:: DATA ::
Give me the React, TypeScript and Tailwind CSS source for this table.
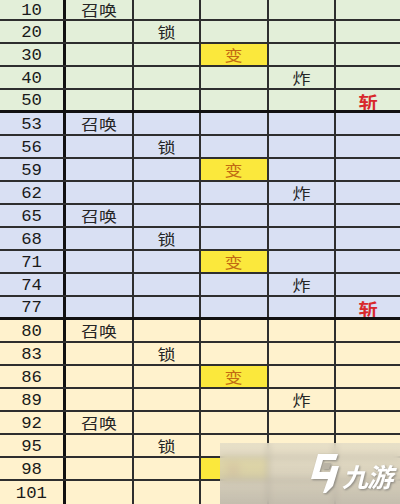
import React from 'react';

type Mark = '召唤' | '锁' | '变' | '炸' | '斩' | '';

type Row = { n: number; mark: Mark };

const sections: { bg: string; rows: Row[] }[] = [
    {
        bg: 'bg-[#e3efd9]',
        rows: [
            { n: 10, mark: '召唤' },
            { n: 20, mark: '锁' },
            { n: 30, mark: '变' },
            { n: 40, mark: '炸' },
            { n: 50, mark: '斩' },
        ],
    },
    {
        bg: 'bg-[#d9e0f3]',
        rows: [
            { n: 53, mark: '召唤' },
            { n: 56, mark: '锁' },
            { n: 59, mark: '变' },
            { n: 62, mark: '炸' },
            { n: 65, mark: '召唤' },
            { n: 68, mark: '锁' },
            { n: 71, mark: '变' },
            { n: 74, mark: '炸' },
            { n: 77, mark: '斩' },
        ],
    },
    {
        bg: 'bg-[#fff2cd]',
        rows: [
            { n: 80, mark: '召唤' },
            { n: 83, mark: '锁' },
            { n: 86, mark: '变' },
            { n: 89, mark: '炸' },
            { n: 92, mark: '召唤' },
            { n: 95, mark: '锁' },
            { n: 98, mark: '变' },
            { n: 101, mark: '' },
        ],
    },
];

const cols: Mark[] = ['召唤', '锁', '变', '炸', '斩'];

const cjk = "font-['Noto_Sans_CJK_SC',sans-serif]";

function Cell({ mark, active, last }: { mark: Mark; active: boolean; last: boolean }) {
    const isChange = mark === '变';
    return (
        <div
            className={`flex items-center justify-center ${last ? '' : 'border-r-2 border-[#2e2e2e]'} ${active && isChange ? 'bg-[#fbe83c]' : ''
                }`}
        >
            {active && (
                <span
                    className={`inline-block scale-x-[1.2] leading-none ${cjk} ${mark === '斩'
                        ? 'text-[16px] font-bold text-[#d8282c] translate-y-[1px]'
                        : mark === '变'
                            ? 'text-[15px] text-[#c26a12]'
                            : 'text-[15px] text-[#262626]'
                        }`}
                >
                    {mark}
                </span>
            )}
        </div>
    );
}

function Logo() {
    return (
        <svg width="30" height="42" viewBox="0 0 30 42" className="drop-shadow-[1px_1px_1px_rgba(90,90,90,0.6)]">
            <path
                d="M8 1 L28 1 L26 7 L13 7 L9.5 19 L20 19 L22 13 L29 13 L23 33 L16 40 L13 40 L18 26 L1 26 Z"
                fill="#ffffff"
            />
            <path d="M14 10 L21 10 L19 16 L12 16 Z" fill="#b9b3a5" />
        </svg>
    );
}

export default function App() {
    return (
        <div className="relative w-[400px] h-[504px] overflow-hidden bg-white">
            {sections.map((s, si) => (
                <div key={si} className={s.bg}>
                    {s.rows.map((r, ri) => {
                        const first = si === 0 && ri === 0;
                        const sectionEnd = ri === s.rows.length - 1 && si < sections.length - 1;
                        const lastRow = si === sections.length - 1 && ri === s.rows.length - 1;
                        return (
                            <div
                                key={r.n}
                                className={`grid grid-cols-[66px_68px_67px_68px_67px_64px] ${first ? 'h-[21px]' : 'h-[23px]'
                                    } ${sectionEnd
                                        ? 'border-b-[3px] border-[#111]'
                                        : lastRow
                                            ? ''
                                            : 'border-b-2 border-[#2e2e2e]'
                                    }`}
                            >
                                <div className="flex items-center justify-center border-r-[3px] border-[#111] pt-[2px]">
                                    <span className="inline-block scale-x-[1.08] text-[16px] leading-none text-[#1a1a1a] font-['Liberation_Mono',monospace]">
                                        {r.n}
                                    </span>
                                </div>
                                {cols.map((c, ci) => (
                                    <Cell key={c} mark={c} active={r.mark === c} last={ci === cols.length - 1} />
                                ))}
                            </div>
                        );
                    })}
                </div>
            ))}

            <div className="absolute left-[220px] top-[443px] w-[180px] h-[61px] backdrop-blur-[3px] bg-gradient-to-b from-[#e2dbc6]/80 via-[#d2cbb9]/85 to-[#bdb7aa]/90 flex items-center pl-[90px] gap-[2px]">
                <Logo />
                <span
                    className={`${cjk} text-[26px] font-bold italic text-white leading-none tracking-[-1px] drop-shadow-[1px_1px_1px_rgba(90,90,90,0.6)] mt-[4px]`}
                >
                    九游
                </span>
            </div>
        </div>
    );
}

:: SHORT EXERCISE ::
All of the data above should be quoted exactly, except for the pictures.

:: COMPLETE OUTPUT ::
Give me the React, TypeScript and Tailwind CSS source for this table.
import React from 'react';

type Mark = '召唤' | '锁' | '变' | '炸' | '斩' | '';

type Row = { n: number; mark: Mark };

const sections: { bg: string; rows: Row[] }[] = [
    {
        bg: 'bg-[#e3efd9]',
        rows: [
            { n: 10, mark: '召唤' },
            { n: 20, mark: '锁' },
            { n: 30, mark: '变' },
            { n: 40, mark: '炸' },
            { n: 50, mark: '斩' },
        ],
    },
    {
        bg: 'bg-[#d9e0f3]',
        rows: [
            { n: 53, mark: '召唤' },
            { n: 56, mark: '锁' },
            { n: 59, mark: '变' },
            { n: 62, mark: '炸' },
            { n: 65, mark: '召唤' },
            { n: 68, mark: '锁' },
            { n: 71, mark: '变' },
            { n: 74, mark: '炸' },
            { n: 77, mark: '斩' },
        ],
    },
    {
        bg: 'bg-[#fff2cd]',
        rows: [
            { n: 80, mark: '召唤' },
            { n: 83, mark: '锁' },
            { n: 86, mark: '变' },
            { n: 89, mark: '炸' },
            { n: 92, mark: '召唤' },
            { n: 95, mark: '锁' },
            { n: 98, mark: '变' },
            { n: 101, mark: '' },
        ],
    },
];

const cols: Mark[] = ['召唤', '锁', '变', '炸', '斩'];

const cjk = "font-['Noto_Sans_CJK_SC',sans-serif]";

function Cell({ mark, active, last }: { mark: Mark; active: boolean; last: boolean }) {
    const isChange = mark === '变';
    return (
        <div
            className={`flex items-center justify-center ${last ? '' : 'border-r-2 border-[#2e2e2e]'} ${active && isChange ? 'bg-[#fbe83c]' : ''
                }`}
        >
            {active && (
                <span
                    className={`inline-block scale-x-[1.2] leading-none ${cjk} ${mark === '斩'
                        ? 'text-[16px] font-bold text-[#d8282c] translate-y-[1px]'
                        : mark === '变'
                            ? 'text-[15px] text-[#c26a12]'
                            : 'text-[15px] text-[#262626]'
                        }`}
                >
                    {mark}
                </span>
            )}
        </div>
    );
}

function Logo() {
    return (
        <svg width="30" height="42" viewBox="0 0 30 42" className="drop-shadow-[1px_1px_1px_rgba(90,90,90,0.6)]">
            <path
                d="M8 1 L28 1 L26 7 L13 7 L9.5 19 L20 19 L22 13 L29 13 L23 33 L16 40 L13 40 L18 26 L1 26 Z"
                fill="#ffffff"
            />
            <path d="M14 10 L21 10 L19 16 L12 16 Z" fill="#b9b3a5" />
        </svg>
    );
}

export default function App() {
    return (
        <div className="relative w-[400px] h-[504px] overflow-hidden bg-white">
            {sections.map((s, si) => (
                <div key={si} className={s.bg}>
                    {s.rows.map((r, ri) => {
                        const first = si === 0 && ri === 0;
                        const sectionEnd = ri === s.rows.length - 1 && si < sections.length - 1;
                        const lastRow = si === sections.length - 1 && ri === s.rows.length - 1;
                        return (
                            <div
                                key={r.n}
                                className={`grid grid-cols-[66px_68px_67px_68px_67px_64px] ${first ? 'h-[21px]' : 'h-[23px]'
                                    } ${sectionEnd
                                        ? 'border-b-[3px] border-[#111]'
                                        : lastRow
                                            ? ''
                                            : 'border-b-2 border-[#2e2e2e]'
                                    }`}
                            >
                                <div className="flex items-center justify-center border-r-[3px] border-[#111] pt-[2px]">
                                    <span className="inline-block scale-x-[1.08] text-[16px] leading-none text-[#1a1a1a] font-['Liberation_Mono',monospace]">
                                        {r.n}
                                    </span>
                                </div>
                                {cols.map((c, ci) => (
                                    <Cell key={c} mark={c} active={r.mark === c} last={ci === cols.length - 1} />
                                ))}
                            </div>
                        );
                    })}
                </div>
            ))}

            <div className="absolute left-[220px] top-[443px] w-[180px] h-[61px] backdrop-blur-[3px] bg-gradient-to-b from-[#e2dbc6]/80 via-[#d2cbb9]/85 to-[#bdb7aa]/90 flex items-center pl-[90px] gap-[2px]">
                <Logo />
                <span
                    className={`${cjk} text-[26px] font-bold italic text-white leading-none tracking-[-1px] drop-shadow-[1px_1px_1px_rgba(90,90,90,0.6)] mt-[4px]`}
                >
                    九游
                </span>
            </div>
        </div>
    );
}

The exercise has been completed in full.